SHORT EXERCISE: Quote all entries exactly, leaving pictures aside.

- - -

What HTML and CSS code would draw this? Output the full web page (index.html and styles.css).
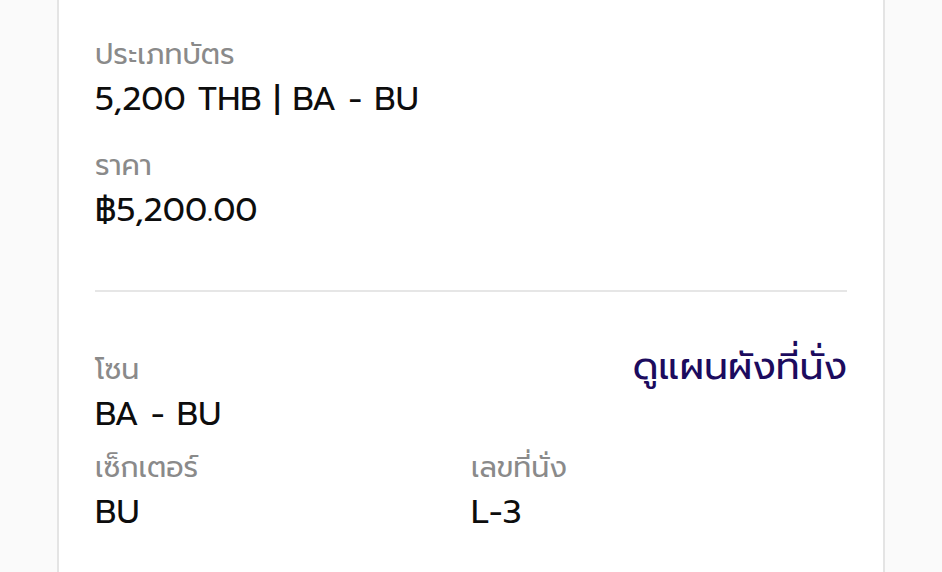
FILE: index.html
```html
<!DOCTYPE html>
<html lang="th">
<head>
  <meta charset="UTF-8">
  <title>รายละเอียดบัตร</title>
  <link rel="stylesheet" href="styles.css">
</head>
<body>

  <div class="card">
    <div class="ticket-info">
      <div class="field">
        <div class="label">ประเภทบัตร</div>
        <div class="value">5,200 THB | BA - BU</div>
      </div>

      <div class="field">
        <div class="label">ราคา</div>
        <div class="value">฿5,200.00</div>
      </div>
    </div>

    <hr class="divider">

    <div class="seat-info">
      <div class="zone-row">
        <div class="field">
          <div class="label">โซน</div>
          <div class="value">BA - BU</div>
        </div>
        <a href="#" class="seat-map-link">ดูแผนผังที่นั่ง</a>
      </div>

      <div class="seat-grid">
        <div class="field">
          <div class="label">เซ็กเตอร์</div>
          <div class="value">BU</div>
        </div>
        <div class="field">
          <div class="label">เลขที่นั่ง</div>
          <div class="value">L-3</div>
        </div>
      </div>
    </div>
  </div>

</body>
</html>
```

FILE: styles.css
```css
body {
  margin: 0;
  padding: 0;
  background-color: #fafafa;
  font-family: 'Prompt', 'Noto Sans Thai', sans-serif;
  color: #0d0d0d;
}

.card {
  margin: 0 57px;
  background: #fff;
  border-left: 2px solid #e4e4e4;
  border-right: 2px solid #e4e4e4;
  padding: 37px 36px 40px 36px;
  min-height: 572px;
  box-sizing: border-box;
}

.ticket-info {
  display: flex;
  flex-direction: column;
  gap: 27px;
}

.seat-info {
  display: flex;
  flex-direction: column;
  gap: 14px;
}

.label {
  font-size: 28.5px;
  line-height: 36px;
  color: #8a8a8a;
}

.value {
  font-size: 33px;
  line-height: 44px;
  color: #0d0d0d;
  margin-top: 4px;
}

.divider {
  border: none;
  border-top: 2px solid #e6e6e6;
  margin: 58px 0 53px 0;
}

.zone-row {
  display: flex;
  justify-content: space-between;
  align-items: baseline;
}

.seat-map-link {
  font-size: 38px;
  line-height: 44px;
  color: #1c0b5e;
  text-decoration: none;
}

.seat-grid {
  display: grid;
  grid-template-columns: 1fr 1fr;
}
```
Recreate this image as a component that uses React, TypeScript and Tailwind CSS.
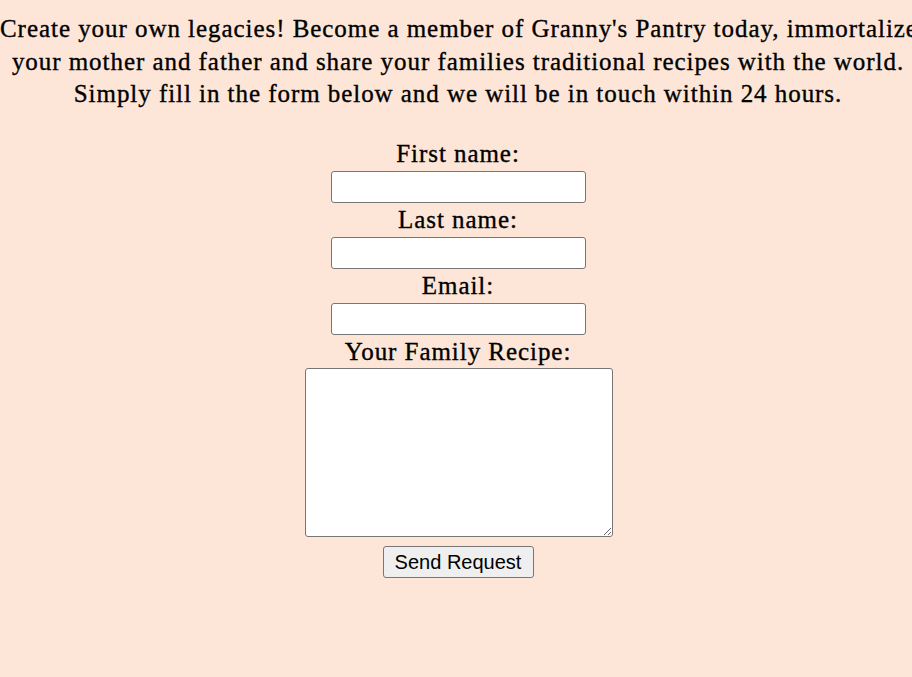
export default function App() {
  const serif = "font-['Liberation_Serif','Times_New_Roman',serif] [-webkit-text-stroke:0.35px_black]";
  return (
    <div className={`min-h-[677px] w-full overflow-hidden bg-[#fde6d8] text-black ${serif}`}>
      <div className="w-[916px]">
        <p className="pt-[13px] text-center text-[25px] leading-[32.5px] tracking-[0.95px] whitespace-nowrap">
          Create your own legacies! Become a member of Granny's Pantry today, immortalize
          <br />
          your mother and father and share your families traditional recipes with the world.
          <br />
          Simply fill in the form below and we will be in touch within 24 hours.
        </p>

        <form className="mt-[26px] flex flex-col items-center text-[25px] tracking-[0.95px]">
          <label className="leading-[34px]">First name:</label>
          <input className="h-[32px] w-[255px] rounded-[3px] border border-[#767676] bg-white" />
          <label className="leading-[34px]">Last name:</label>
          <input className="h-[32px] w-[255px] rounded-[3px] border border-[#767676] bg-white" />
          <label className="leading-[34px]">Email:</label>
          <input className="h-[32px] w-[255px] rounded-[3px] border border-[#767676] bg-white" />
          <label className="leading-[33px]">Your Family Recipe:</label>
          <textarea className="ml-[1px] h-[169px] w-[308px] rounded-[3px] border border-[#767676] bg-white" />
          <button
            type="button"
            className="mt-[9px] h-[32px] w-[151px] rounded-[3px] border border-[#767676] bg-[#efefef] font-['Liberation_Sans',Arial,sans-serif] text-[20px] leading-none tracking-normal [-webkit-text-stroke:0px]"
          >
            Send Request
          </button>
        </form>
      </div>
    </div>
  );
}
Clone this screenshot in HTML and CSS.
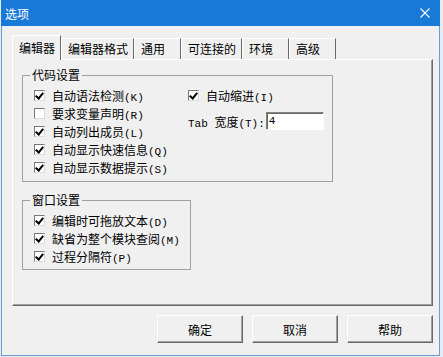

- - -

EXERCISE OUTPUT:
What HTML and CSS code would draw this? Output the full web page (index.html and styles.css).
FILE: index.html
```html
<!DOCTYPE html>
<html lang="th">
<head>
  <meta charset="UTF-8">
  <title>รายละเอียดบัตร</title>
  <link rel="stylesheet" href="styles.css">
</head>
<body>

  <div class="card">
    <div class="ticket-info">
      <div class="field">
        <div class="label">ประเภทบัตร</div>
        <div class="value">5,200 THB | BA - BU</div>
      </div>

      <div class="field">
        <div class="label">ราคา</div>
        <div class="value">฿5,200.00</div>
      </div>
    </div>

    <hr class="divider">

    <div class="seat-info">
      <div class="zone-row">
        <div class="field">
          <div class="label">โซน</div>
          <div class="value">BA - BU</div>
        </div>
        <a href="#" class="seat-map-link">ดูแผนผังที่นั่ง</a>
      </div>

      <div class="seat-grid">
        <div class="field">
          <div class="label">เซ็กเตอร์</div>
          <div class="value">BU</div>
        </div>
        <div class="field">
          <div class="label">เลขที่นั่ง</div>
          <div class="value">L-3</div>
        </div>
      </div>
    </div>
  </div>

</body>
</html>
```

FILE: styles.css
```css
body {
  margin: 0;
  padding: 0;
  background-color: #fafafa;
  font-family: 'Prompt', 'Noto Sans Thai', sans-serif;
  color: #0d0d0d;
}

.card {
  margin: 0 57px;
  background: #fff;
  border-left: 2px solid #e4e4e4;
  border-right: 2px solid #e4e4e4;
  padding: 37px 36px 40px 36px;
  min-height: 572px;
  box-sizing: border-box;
}

.ticket-info {
  display: flex;
  flex-direction: column;
  gap: 27px;
}

.seat-info {
  display: flex;
  flex-direction: column;
  gap: 14px;
}

.label {
  font-size: 28.5px;
  line-height: 36px;
  color: #8a8a8a;
}

.value {
  font-size: 33px;
  line-height: 44px;
  color: #0d0d0d;
  margin-top: 4px;
}

.divider {
  border: none;
  border-top: 2px solid #e6e6e6;
  margin: 58px 0 53px 0;
}

.zone-row {
  display: flex;
  justify-content: space-between;
  align-items: baseline;
}

.seat-map-link {
  font-size: 38px;
  line-height: 44px;
  color: #1c0b5e;
  text-decoration: none;
}

.seat-grid {
  display: grid;
  grid-template-columns: 1fr 1fr;
}
```
Recreate this image as a component that uses React, TypeScript and Tailwind CSS.
export default function App() {
  const serif = "font-['Liberation_Serif','Times_New_Roman',serif] [-webkit-text-stroke:0.35px_black]";
  return (
    <div className={`min-h-[677px] w-full overflow-hidden bg-[#fde6d8] text-black ${serif}`}>
      <div className="w-[916px]">
        <p className="pt-[13px] text-center text-[25px] leading-[32.5px] tracking-[0.95px] whitespace-nowrap">
          Create your own legacies! Become a member of Granny's Pantry today, immortalize
          <br />
          your mother and father and share your families traditional recipes with the world.
          <br />
          Simply fill in the form below and we will be in touch within 24 hours.
        </p>

        <form className="mt-[26px] flex flex-col items-center text-[25px] tracking-[0.95px]">
          <label className="leading-[34px]">First name:</label>
          <input className="h-[32px] w-[255px] rounded-[3px] border border-[#767676] bg-white" />
          <label className="leading-[34px]">Last name:</label>
          <input className="h-[32px] w-[255px] rounded-[3px] border border-[#767676] bg-white" />
          <label className="leading-[34px]">Email:</label>
          <input className="h-[32px] w-[255px] rounded-[3px] border border-[#767676] bg-white" />
          <label className="leading-[33px]">Your Family Recipe:</label>
          <textarea className="ml-[1px] h-[169px] w-[308px] rounded-[3px] border border-[#767676] bg-white" />
          <button
            type="button"
            className="mt-[9px] h-[32px] w-[151px] rounded-[3px] border border-[#767676] bg-[#efefef] font-['Liberation_Sans',Arial,sans-serif] text-[20px] leading-none tracking-normal [-webkit-text-stroke:0px]"
          >
            Send Request
          </button>
        </form>
      </div>
    </div>
  );
}
Clone this screenshot in HTML and CSS.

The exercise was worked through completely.